Scientists have now had time to examine trigger warnings through controlled experiments, and their findings broadly support critics’ points. Last month, a trio of psychologists affiliated with Flinders University and Harvard University published a meta-analysis aggregating all the recent scientific papers on the topic to answer four questions:

“First, do trigger warnings change emotional reactions in response to material? Second, do trigger warnings increase the avoidance of warned-of material? Third, do trigger warnings have any effects on anticipatory emotions before seeing material (e.g., anxiety)? And fourth, do trigger warnings change educational outcomes (i.e., the comprehension of warned-of material)?”

The reviewers turned up 12 studies published since 2018 that attempted to answer those queries. In almost all of them, experimenters exposed subjects to photographs, videos, or written passages. Some participants were given a content warning beforehand, while others were not.

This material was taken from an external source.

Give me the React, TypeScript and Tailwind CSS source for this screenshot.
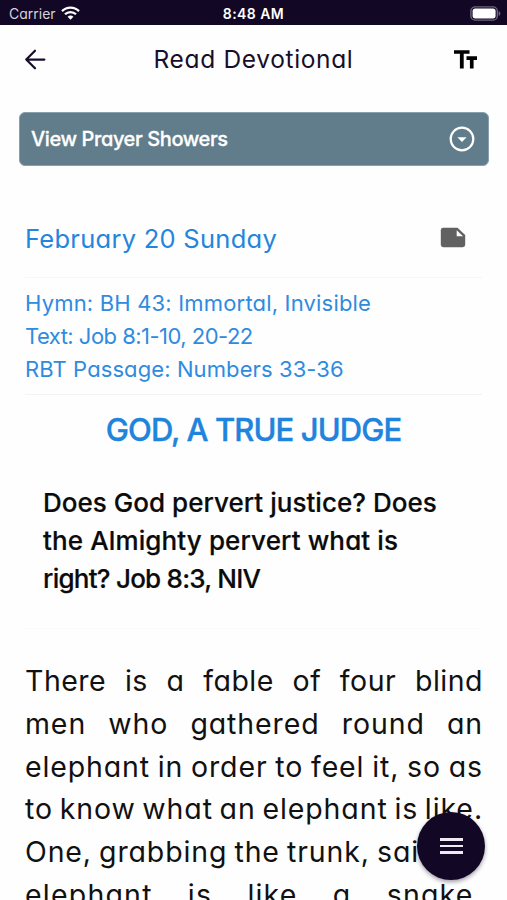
const bodyLines = [
  { text: "There is a fable of four blind", style: "tracking-[0.5px] [text-align-last:justify] [word-spacing:-3.5px]" },
  { text: "men who gathered round an", style: "tracking-[0.9px] [text-align-last:justify] [word-spacing:-3.5px]" },
  { text: "elephant in order to feel it, so as", style: "tracking-[0.85px] [text-align-last:justify] [word-spacing:-3.5px]" },
  { text: "to know what an elephant is like.", style: "tracking-[0.9px] [text-align-last:justify] [word-spacing:-3.5px]" },
  { text: "One, grabbing the trunk, said", style: "tracking-[0.85px] [text-align-last:left] [word-spacing:-1.6px]" },
  { text: "elephant is like a snake.", style: "tracking-[1.2px] [text-align-last:justify] [word-spacing:-3.5px]" },
];

function StatusBar() {
  return (
    <div className="grid h-[25px] grid-cols-3 items-center bg-[#120725] text-[14px] text-white">
      <div className="flex items-center gap-[5px] pt-[3px] pl-[9px] leading-5">
        <span className="text-[#d6d3dc]">Carrier</span>
        <svg className="-mt-[2px]" width="19" height="14" viewBox="0 0 19 14" fill="none" stroke="white" strokeWidth="2.3">
          <path d="M1 5.1C5.8 .4 13.2 .4 18 5.1" />
          <path d="M4 8.3C7 5.3 12 5.3 15 8.3" />
          <path d="M6.6 10.7C8.2 9.2 10.8 9.2 12.4 10.7L9.5 13.7Z" fill="white" stroke="none" />
        </svg>
      </div>
      <div className="pt-[3px] text-center leading-5 font-semibold tracking-[0.45px]">8:48 AM</div>
      <div className="flex justify-end pt-[1px] pr-[6px]">
        <svg width="31" height="15" viewBox="0 0 31 15">
          <rect x=".9" y=".9" width="26.4" height="13.2" rx="4.2" fill="none" stroke="#6c657a" strokeWidth="1.4" />
          <rect x="2.6" y="2.6" width="23" height="9.8" rx="2.6" fill="white" />
          <path d="M28.6 5C31 6 31 9 28.6 10Z" fill="#6c657a" />
        </svg>
      </div>
    </div>
  );
}

function Header() {
  return (
    <header className="flex h-[69px] items-center justify-between pr-[27px] pl-[21px] text-[#170e2b]">
      <svg width="28" height="28" viewBox="0 0 24 24" fill="none" stroke="currentColor" strokeWidth="1.9" strokeLinecap="round" strokeLinejoin="round">
        <path d="M20 11.6H4.8M12 4.1 4.5 11.6 12 19.1" />
      </svg>
      <h1 className="pb-[2px] pl-[6px] text-[24.5px] leading-8 tracking-[0.65px]">Read Devotional</h1>
      <svg width="28" height="28" viewBox="0 0 28 28" fill="black">
        <path d="M2 4.2H17.5V7.8H11.7V22.4H7.9V7.8H2Z" />
        <path d="M14.5 10.3H25V13.9H21.6V22.4H17.9V13.9H14.5Z" />
      </svg>
    </header>
  );
}

export default function App() {
  return (
    <div className="relative h-[900px] w-full overflow-hidden bg-[#fefefe] font-['Inter',sans-serif] whitespace-nowrap [font-feature-settings:'cv11']">
      <StatusBar />
      <Header />
      <main>
        <button className="mt-[18px] ml-[19px] flex h-[54px] w-[470px] items-center justify-between rounded-[6px] border border-[#86a0ad] bg-[#617d8b] pr-[11px] pl-[11px] text-white">
          <span className="text-[20px] leading-7 font-medium tracking-[-0.4px] [-webkit-text-stroke:0.3px_white]">View Prayer Showers</span>
          <svg width="30" height="30" viewBox="0 0 30 30">
            <circle cx="15" cy="15" r="11.3" fill="none" stroke="white" strokeWidth="2.2" />
            <path d="M10.4 13.2H19.6L15 17.9Z" fill="white" />
          </svg>
        </button>

        <div className="mr-[25px] ml-[25px]">
          <section className="mt-[54px] flex h-[58px] items-start justify-between border-b border-[#f6f6f6] pt-[2px] pr-[16px] text-[#2485dc]">
            <h2 className="text-[25.5px] leading-[33px] tracking-[0.27px]">February 20 Sunday</h2>
            <svg className="mt-[5px]" width="26" height="21" viewBox="0 0 26 21">
              <path d="M3.2 .8H17.5L25.2 8V17.8Q25.2 20.2 22.8 20.2H3.2Q.8 20.2 .8 17.8V3.2Q.8 .8 3.2 .8Z" fill="#616161" />
              <path d="M16.7 3.3V9.3H23Z" fill="#fefefe" />
            </svg>
          </section>
          <section className="h-[117px] border-b border-[#f3f3f3] pt-[9px] text-[22px] leading-[33px] text-[#2f8bde]">
            <p className="tracking-[0.18px]">Hymn: BH 43: Immortal, Invisible</p>
            <p className="tracking-[-0.52px]">Text: Job 8:1-10, 20-22</p>
            <p className="tracking-[0.1px]">RBT Passage: Numbers 33-36</p>
          </section>
          <h2 className="mt-[14px] text-center text-[31px] leading-[42px] font-medium tracking-[-0.9px] text-[#2083dc] [-webkit-text-stroke:0.4px_#2083dc]">GOD, A TRUE JUDGE</h2>
          <section className="mt-[33px] h-[145px] border-b border-[#fafafa] pl-[18px] text-[26px] leading-[38px] font-medium text-[#0b0b0b] [-webkit-text-stroke:0.2px_#0b0b0b]">
            <p className="tracking-[0.03px]">Does God pervert justice? Does</p>
            <p className="tracking-[0.12px]">the Almighty pervert what is</p>
            <p className="tracking-[-0.75px]">right? Job 8:3, NIV</p>
          </section>
          <section className="mt-[31px] -mr-[1px] text-[28.5px] leading-[42.8px] text-[#111111]">
            {bodyLines.map((line) => (
              <p key={line.text} className={line.style}>{line.text}</p>
            ))}
          </section>
        </div>
      </main>
      <button className="absolute top-[812px] left-[417px] flex size-[68px] items-center justify-center rounded-full bg-[#120725] shadow-[0_2px_4px_rgba(18,7,37,0.4)]">
        <span className="flex w-[23px] flex-col gap-[4px]">
          <span className="h-[2.5px] bg-[#eeeaf3]" />
          <span className="h-[2.5px] bg-[#eeeaf3]" />
          <span className="h-[2.5px] bg-[#eeeaf3]" />
        </span>
      </button>
    </div>
  );
}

When the studies’ results were pooled together, the researchers found that trigger warnings had no effect on subjects’ emotional responses to the material, did not make them likelier to avoid it, and had little to no effect on participants’ comprehension. They did, however, slightly increase subjects’ anxiety prior to being exposed to the material.

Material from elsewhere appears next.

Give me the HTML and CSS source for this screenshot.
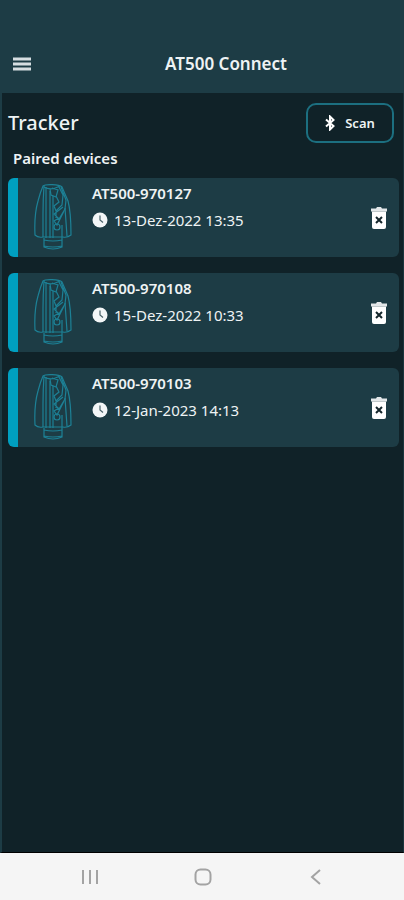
FILE: index.html
```html
<!DOCTYPE html>
<html lang="en">
<head>
    <meta charset="UTF-8">
    <meta name="viewport" content="width=device-width, initial-scale=1.0">
    <title>AT500 Connect</title>
    <link rel="stylesheet" href="styles.css">
</head>
<body>
    <!-- Shared icons -->
    <svg class="sprite" aria-hidden="true">
        <symbol id="icon-tracker" viewBox="0 0 38 66">
            <path d="M9 2 C11 0 25 0 28 3 L34 17 Q37 28 37 51 Q33 54 29 53 H9 Q4 54 1 51 Q0 31 4 17 Q6 9 9 2 Z"/>
            <path d="M10 2 Q9 15 9 30 V53 M12 3 Q12 15 12 30 V54 M16 7 V54 M19 12 V54 M28 41 V54 M31 24 L33 52"/>
            <path d="M10 3 Q17 7 26 2 M16 5 L17 11 L22 13 L24 6 L18 4 M25 3 L29 11 L28 21 L22 27 L20 22 L25 18 L22 12 M27 3 L32 16 L31 25 L25 35 L20 30 L29 23 M22 28 V34 M30 27 L23 41 L20 37 L25 34"/>
            <circle cx="23" cy="43" r="3"/>
            <path d="M10 54 V63 Q19 67 28 63 V54 M10 56 Q19 58 28 56 M10 62 Q19 64 28 62"/>
        </symbol>
        <symbol id="icon-clock" viewBox="0 0 16 16">
            <circle cx="8" cy="8" r="7.5" fill="#f3f6f7"/>
            <path d="M8 3.5 V8 L11 10.5" fill="none" stroke="#4a6269" stroke-width="1.2"/>
        </symbol>
        <symbol id="icon-trash" viewBox="0 0 18 22">
            <path d="M1 1.5 H6 L7 0 H11 L12 1.5 H17 V4.5 H1 Z" fill="#e3e7e9"/>
            <path d="M2 4.5 H16 V20 Q16 22 14 22 H4 Q2 22 2 20 Z" fill="#fff"/>
            <path d="M6 10 L12 16 M12 10 L6 16" stroke="#14262b" stroke-width="2"/>
        </symbol>
    </svg>

    <header class="app-bar">
        <button class="menu-button" type="button" aria-label="Menu">
            <svg class="menu-icon" viewBox="0 0 18 14">
                <path d="M0 2 H18 M0 7 H18 M0 12 H18"/>
            </svg>
        </button>
        <h1 class="app-title">AT500 Connect</h1>
    </header>

    <main class="content">
        <div class="toolbar">
            <h2 class="page-title">Tracker</h2>
            <button class="scan-button" type="button">
                <svg class="bluetooth-icon" viewBox="0 0 10 16">
                    <path d="M1 4.5 L8.5 11 L5 14.5 V1.5 L8.5 5 L1 11.5"/>
                </svg>
                Scan
            </button>
        </div>

        <h3 class="section-title">Paired devices</h3>
        <ul class="device-list">
            <li class="device">
                <svg class="tracker-icon"><use href="#icon-tracker"/></svg>
                <div class="device-info">
                    <h4 class="device-name">AT500-970127</h4>
                    <p class="device-date"><svg class="clock-icon"><use href="#icon-clock"/></svg>13-Dez-2022 13:35</p>
                </div>
                <button class="delete-button" type="button" aria-label="Delete AT500-970127">
                    <svg class="trash-icon"><use href="#icon-trash"/></svg>
                </button>
            </li>
            <li class="device">
                <svg class="tracker-icon"><use href="#icon-tracker"/></svg>
                <div class="device-info">
                    <h4 class="device-name">AT500-970108</h4>
                    <p class="device-date"><svg class="clock-icon"><use href="#icon-clock"/></svg>15-Dez-2022 10:33</p>
                </div>
                <button class="delete-button" type="button" aria-label="Delete AT500-970108">
                    <svg class="trash-icon"><use href="#icon-trash"/></svg>
                </button>
            </li>
            <li class="device">
                <svg class="tracker-icon"><use href="#icon-tracker"/></svg>
                <div class="device-info">
                    <h4 class="device-name">AT500-970103</h4>
                    <p class="device-date"><svg class="clock-icon"><use href="#icon-clock"/></svg>12-Jan-2023 14:13</p>
                </div>
                <button class="delete-button" type="button" aria-label="Delete AT500-970103">
                    <svg class="trash-icon"><use href="#icon-trash"/></svg>
                </button>
            </li>
        </ul>
    </main>

    <nav class="system-nav">
        <button class="nav-button" type="button" aria-label="Recent apps">
            <svg class="nav-icon" viewBox="0 0 18 18"><path d="M2 2 V16 M9 2 V16 M16 2 V16"/></svg>
        </button>
        <button class="nav-button" type="button" aria-label="Home">
            <svg class="nav-icon" viewBox="0 0 18 18"><rect x="1.5" y="1.5" width="15" height="15" rx="5"/></svg>
        </button>
        <button class="nav-button" type="button" aria-label="Back">
            <svg class="nav-icon" viewBox="0 0 18 18"><path d="M13 2 L5 9 L13 16"/></svg>
        </button>
    </nav>
</body>
</html>
```
FILE: styles.css
```css
* {
    box-sizing: border-box;
}
body {
    display: flex;
    flex-direction: column;
    min-height: 100vh;
    margin: 0;
    font-family: "Noto Sans", sans-serif;
    color: #eef3f4;
    background-color: #102228;
}
h1, h2, h3, h4, p, ul {
    margin: 0;
    padding: 0;
}
button {
    padding: 0;
    border: none;
    background: none;
    color: inherit;
    font-family: inherit;
    cursor: pointer;
}
svg {
    display: block;
    flex: none;
}
.sprite {
    position: absolute;
    width: 0;
    height: 0;
}

/* Top bar */
.app-bar {
    display: grid;
    grid-template-columns: 44px 1fr;
    align-items: center;
    padding: 49px 0 14px;
    background-color: #1d3c45;
}
.menu-button {
    display: flex;
    justify-content: center;
    align-items: center;
    height: 30px;
}
.menu-icon {
    width: 18px;
    height: 14px;
    stroke: #d6dee1;
    stroke-width: 3;
}
.app-title {
    padding-left: 4px;
    font-size: 17px;
    line-height: 24px;
    font-weight: 600;
    text-align: center;
}

/* Tracker page */
.content {
    flex: 1;
    padding: 10px 4px 0 6px;
    border-left: 2px solid #1d3c45;
    border-right: 1px solid #19343c;
    border-bottom: 1px solid #000;
}
.toolbar {
    display: flex;
    justify-content: space-between;
    align-items: center;
    padding-right: 5px;
}
.page-title {
    font-size: 20px;
    line-height: 24px;
    font-weight: 500;
}
.scan-button {
    display: flex;
    justify-content: center;
    align-items: center;
    gap: 10px;
    width: 88px;
    height: 40px;
    border: 2px solid #1c6f80;
    border-radius: 10px;
    font-size: 13px;
    font-weight: 600;
}
.bluetooth-icon {
    width: 10px;
    height: 16px;
    fill: none;
    stroke: #fff;
    stroke-width: 2;
}
.section-title {
    padding: 3px 5px 8px;
    font-size: 15px;
    line-height: 24px;
    font-weight: 600;
}
.device-list {
    display: grid;
    gap: 16px;
    list-style: none;
}
.device {
    display: flex;
    height: 79px;
    padding-right: 11px;
    border-left: 10px solid #009fc0;
    border-radius: 6px;
    background-color: #1d3c45;
}
.tracker-icon {
    width: 38px;
    height: 66px;
    margin: 6px 20px 0 16px;
    fill: none;
    stroke: #1d8196;
    stroke-width: 1.2;
}
.device-info {
    flex: 1;
    padding-top: 3px;
}
.device-name {
    font-size: 15px;
    line-height: 24px;
    font-weight: 600;
}
.device-date {
    display: flex;
    align-items: center;
    gap: 6px;
    padding-top: 3px;
    font-size: 15px;
    line-height: 24px;
}
.clock-icon {
    width: 16px;
    height: 16px;
}
.delete-button {
    align-self: center;
}
.trash-icon {
    width: 18px;
    height: 22px;
}

/* Android navigation bar */
.system-nav {
    display: flex;
    justify-content: center;
    padding: 0 32px 0 34px;
    background-color: #f5f5f5;
}
.nav-button {
    display: flex;
    flex: 1;
    justify-content: center;
    align-items: center;
    height: 47px;
}
.nav-icon {
    width: 18px;
    height: 18px;
    fill: none;
    stroke: #a3a3a3;
    stroke-width: 2;
}
```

Taken together, the results indicate that trigger warnings are “fruitless,” the researchers wrote. “Trigger warnings typically warn people about the distressing reactions they may have but do not explain how to reduce these reactions,” they added.

A trigger warning for trigger warnings

In a systematic review published late last year, a team of Australian scientists reached similar conclusions after scrutinizing the available research. “In our review of 20 peer-reviewed studies, published between 2010 and 2020, we found that trigger warnings can inflame existing stressors and exacerbate maladaptive behaviors, both of which can undermine students’ autonomy and their ability to cope with potential distress,” they wrote.

Expressing some nuance, the authors noted that trigger warnings can “be a valuable tool for assisting with the management and reduction of trauma exposure” for students with a history of particularly scarring experiences. At the same time, however, students should be taught skills to boost their mental resilience and to cope with potentially traumatic content.

“Relying solely on trigger warnings, especially as a disingenuous gesture of trauma awareness, does more harm than good,” they wrote, echoing a key gripe from the other research team.

Despite their apparent ineffectiveness, trigger warnings appear to be here to stay in higher education. At least half of professors reported using them in an NPR survey conducted in 2016, the latest year for which such data is available. And students increasingly seem to expect them. According to a 2022 survey conducted in the UK, 86% of undergraduates support their use, up from 68% in 2016.